| EXERCISE |
Only the lines from the start of the data through the one containing "import React from 'react';" belong in your answer; return them exactly.

--- Begin DATA FOR THIS EXERCISE ---

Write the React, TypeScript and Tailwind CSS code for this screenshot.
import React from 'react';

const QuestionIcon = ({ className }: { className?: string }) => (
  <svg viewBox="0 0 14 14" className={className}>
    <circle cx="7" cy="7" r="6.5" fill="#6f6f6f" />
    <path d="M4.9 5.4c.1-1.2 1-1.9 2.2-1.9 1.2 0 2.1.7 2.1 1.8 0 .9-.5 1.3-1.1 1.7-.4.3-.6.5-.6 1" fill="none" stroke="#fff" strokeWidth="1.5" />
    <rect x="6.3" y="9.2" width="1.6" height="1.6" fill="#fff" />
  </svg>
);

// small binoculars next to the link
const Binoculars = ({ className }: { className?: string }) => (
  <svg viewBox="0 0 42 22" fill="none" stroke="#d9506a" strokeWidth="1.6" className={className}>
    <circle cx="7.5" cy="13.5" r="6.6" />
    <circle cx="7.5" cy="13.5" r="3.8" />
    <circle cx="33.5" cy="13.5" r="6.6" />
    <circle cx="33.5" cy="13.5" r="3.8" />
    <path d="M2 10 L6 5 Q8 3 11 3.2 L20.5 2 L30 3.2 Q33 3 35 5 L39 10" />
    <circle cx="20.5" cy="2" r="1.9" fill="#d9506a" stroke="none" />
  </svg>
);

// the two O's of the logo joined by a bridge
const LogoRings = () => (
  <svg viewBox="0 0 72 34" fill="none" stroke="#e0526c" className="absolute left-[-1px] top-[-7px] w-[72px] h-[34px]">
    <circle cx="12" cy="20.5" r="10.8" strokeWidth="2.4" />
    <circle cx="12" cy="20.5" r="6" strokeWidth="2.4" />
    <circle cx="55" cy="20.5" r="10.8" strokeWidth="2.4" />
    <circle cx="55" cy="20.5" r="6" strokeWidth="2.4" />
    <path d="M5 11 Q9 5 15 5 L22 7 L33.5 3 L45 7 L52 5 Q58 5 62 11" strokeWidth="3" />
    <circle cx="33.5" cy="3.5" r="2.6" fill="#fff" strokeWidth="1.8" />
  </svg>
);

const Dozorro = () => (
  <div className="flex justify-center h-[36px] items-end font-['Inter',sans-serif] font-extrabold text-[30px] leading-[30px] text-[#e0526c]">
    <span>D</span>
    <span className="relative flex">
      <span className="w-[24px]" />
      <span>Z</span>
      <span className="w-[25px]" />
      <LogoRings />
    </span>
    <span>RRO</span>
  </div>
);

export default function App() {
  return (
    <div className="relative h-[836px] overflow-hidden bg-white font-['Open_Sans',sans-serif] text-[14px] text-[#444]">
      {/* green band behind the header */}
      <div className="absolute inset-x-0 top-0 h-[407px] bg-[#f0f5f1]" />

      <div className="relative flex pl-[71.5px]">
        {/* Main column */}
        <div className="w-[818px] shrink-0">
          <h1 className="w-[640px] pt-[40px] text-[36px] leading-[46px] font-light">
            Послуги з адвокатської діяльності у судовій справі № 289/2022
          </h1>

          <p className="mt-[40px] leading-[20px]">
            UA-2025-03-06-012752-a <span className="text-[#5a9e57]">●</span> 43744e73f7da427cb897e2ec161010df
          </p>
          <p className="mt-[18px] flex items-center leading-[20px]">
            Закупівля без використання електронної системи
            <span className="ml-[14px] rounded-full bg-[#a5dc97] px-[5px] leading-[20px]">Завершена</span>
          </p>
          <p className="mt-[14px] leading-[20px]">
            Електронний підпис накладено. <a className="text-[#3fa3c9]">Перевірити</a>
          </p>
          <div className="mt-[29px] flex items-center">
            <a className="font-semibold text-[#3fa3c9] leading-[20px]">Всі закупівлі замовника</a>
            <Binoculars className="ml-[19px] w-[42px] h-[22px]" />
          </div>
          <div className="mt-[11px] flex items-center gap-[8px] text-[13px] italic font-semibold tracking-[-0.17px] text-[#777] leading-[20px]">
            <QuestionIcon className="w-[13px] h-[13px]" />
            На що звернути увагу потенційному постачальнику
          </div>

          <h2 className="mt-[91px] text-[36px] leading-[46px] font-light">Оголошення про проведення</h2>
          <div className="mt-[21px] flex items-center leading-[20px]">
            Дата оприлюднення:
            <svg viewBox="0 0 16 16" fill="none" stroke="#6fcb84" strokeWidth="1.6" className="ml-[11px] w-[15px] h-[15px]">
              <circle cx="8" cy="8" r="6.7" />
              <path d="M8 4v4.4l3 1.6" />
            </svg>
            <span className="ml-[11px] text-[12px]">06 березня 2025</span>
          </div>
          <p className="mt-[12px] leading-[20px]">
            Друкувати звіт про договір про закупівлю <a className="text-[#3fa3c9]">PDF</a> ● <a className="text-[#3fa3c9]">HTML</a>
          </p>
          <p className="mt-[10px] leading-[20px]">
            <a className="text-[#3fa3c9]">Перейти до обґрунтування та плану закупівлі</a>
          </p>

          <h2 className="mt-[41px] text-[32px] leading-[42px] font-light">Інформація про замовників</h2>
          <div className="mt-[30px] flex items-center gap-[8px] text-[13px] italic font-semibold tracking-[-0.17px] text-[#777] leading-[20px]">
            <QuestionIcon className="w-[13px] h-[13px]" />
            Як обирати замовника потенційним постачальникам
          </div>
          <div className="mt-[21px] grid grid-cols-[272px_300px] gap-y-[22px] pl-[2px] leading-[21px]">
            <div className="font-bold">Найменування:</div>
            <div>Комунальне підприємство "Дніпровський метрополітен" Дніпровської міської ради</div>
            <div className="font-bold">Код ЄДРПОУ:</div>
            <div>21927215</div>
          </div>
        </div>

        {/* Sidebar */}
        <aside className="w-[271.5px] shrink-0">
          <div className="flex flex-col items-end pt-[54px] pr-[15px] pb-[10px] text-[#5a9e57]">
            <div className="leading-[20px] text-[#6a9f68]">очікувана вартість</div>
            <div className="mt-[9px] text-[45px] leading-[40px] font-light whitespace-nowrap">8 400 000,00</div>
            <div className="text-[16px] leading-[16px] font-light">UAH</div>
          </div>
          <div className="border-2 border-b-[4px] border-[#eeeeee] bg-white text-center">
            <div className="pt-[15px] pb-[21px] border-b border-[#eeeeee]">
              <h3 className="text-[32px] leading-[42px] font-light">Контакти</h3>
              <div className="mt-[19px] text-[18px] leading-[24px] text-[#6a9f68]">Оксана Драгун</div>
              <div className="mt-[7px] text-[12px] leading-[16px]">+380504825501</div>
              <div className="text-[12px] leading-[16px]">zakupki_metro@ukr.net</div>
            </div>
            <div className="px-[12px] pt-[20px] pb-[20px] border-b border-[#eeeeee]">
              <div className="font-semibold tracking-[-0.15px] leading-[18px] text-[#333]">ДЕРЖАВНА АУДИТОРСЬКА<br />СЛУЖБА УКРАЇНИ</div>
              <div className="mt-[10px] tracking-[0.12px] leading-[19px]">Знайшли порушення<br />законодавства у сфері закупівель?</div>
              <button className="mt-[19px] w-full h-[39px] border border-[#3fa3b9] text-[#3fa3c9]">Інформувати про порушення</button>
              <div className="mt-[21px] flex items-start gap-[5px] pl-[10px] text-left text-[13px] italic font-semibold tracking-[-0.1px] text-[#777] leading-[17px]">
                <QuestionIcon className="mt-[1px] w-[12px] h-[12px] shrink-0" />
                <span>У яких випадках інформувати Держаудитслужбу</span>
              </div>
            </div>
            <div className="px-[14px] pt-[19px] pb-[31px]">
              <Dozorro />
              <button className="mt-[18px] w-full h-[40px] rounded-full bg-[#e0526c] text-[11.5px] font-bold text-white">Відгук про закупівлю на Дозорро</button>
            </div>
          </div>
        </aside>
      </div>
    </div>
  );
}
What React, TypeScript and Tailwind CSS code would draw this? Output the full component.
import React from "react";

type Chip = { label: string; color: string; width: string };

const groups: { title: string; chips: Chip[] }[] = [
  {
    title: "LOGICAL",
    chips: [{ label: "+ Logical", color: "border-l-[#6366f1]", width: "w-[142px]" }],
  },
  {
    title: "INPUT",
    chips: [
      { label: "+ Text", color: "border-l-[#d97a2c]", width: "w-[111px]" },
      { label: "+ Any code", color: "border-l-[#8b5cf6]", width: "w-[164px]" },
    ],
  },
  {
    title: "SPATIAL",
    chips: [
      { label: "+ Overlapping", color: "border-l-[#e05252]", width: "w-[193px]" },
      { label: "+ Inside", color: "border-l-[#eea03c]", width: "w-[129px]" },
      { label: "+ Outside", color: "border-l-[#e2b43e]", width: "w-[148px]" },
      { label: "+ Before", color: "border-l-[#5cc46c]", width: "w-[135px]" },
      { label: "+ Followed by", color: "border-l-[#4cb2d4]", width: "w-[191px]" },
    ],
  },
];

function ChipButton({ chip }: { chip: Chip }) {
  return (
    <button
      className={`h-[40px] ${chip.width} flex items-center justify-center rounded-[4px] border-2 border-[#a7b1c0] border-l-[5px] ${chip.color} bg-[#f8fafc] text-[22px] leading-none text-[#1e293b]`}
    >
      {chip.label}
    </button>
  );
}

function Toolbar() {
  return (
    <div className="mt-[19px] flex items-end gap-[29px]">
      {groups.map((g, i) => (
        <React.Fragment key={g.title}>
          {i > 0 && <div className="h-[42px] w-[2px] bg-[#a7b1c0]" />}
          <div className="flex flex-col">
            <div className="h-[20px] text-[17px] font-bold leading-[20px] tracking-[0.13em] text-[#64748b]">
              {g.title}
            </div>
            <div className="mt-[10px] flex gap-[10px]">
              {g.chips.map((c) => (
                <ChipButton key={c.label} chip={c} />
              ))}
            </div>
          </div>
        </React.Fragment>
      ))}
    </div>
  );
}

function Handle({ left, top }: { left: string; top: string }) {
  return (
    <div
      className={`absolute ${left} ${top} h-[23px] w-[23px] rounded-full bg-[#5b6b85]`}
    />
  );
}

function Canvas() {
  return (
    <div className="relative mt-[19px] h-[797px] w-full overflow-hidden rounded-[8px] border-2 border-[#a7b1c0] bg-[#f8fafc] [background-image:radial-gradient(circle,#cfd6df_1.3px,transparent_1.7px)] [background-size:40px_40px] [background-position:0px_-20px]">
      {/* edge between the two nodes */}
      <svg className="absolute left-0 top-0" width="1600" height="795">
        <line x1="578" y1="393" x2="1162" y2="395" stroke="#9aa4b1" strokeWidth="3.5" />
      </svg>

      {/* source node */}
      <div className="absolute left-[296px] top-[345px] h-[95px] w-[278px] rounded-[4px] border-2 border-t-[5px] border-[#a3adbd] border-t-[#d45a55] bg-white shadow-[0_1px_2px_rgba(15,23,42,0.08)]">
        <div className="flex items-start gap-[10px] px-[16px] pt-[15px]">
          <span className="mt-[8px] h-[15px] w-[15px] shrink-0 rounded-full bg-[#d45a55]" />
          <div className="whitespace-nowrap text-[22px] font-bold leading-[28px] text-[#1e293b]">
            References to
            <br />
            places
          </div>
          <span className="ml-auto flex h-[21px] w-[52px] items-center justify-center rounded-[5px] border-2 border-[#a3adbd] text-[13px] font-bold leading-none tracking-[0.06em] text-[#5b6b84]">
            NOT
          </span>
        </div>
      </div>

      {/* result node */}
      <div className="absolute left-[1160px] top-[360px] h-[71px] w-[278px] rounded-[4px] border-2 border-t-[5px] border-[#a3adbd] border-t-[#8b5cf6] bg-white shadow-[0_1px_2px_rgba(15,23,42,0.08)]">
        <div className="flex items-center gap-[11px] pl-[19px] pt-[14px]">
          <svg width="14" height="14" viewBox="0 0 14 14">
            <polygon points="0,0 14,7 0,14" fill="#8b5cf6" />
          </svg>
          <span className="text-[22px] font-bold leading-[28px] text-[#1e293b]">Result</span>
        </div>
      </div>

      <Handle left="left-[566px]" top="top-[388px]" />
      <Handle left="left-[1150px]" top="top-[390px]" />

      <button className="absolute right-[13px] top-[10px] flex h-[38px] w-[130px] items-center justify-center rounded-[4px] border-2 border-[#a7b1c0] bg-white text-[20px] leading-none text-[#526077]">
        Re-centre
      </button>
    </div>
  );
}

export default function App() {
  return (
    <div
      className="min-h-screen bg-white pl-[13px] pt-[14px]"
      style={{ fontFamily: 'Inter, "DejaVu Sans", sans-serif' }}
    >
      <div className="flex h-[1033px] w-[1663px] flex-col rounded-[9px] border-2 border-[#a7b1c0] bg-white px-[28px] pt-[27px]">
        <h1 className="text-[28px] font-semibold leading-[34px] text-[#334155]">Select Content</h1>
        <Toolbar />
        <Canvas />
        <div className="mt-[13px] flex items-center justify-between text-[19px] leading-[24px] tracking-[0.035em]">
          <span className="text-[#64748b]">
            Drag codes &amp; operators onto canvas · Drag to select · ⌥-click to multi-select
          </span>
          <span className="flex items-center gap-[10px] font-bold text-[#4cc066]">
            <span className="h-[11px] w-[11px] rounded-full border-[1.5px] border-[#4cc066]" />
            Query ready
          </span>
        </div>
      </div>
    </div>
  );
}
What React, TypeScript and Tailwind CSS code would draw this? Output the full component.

--- End DATA FOR THIS EXERCISE ---

| EXERCISE OUTPUT |
Write the React, TypeScript and Tailwind CSS code for this screenshot.
import React from 'react';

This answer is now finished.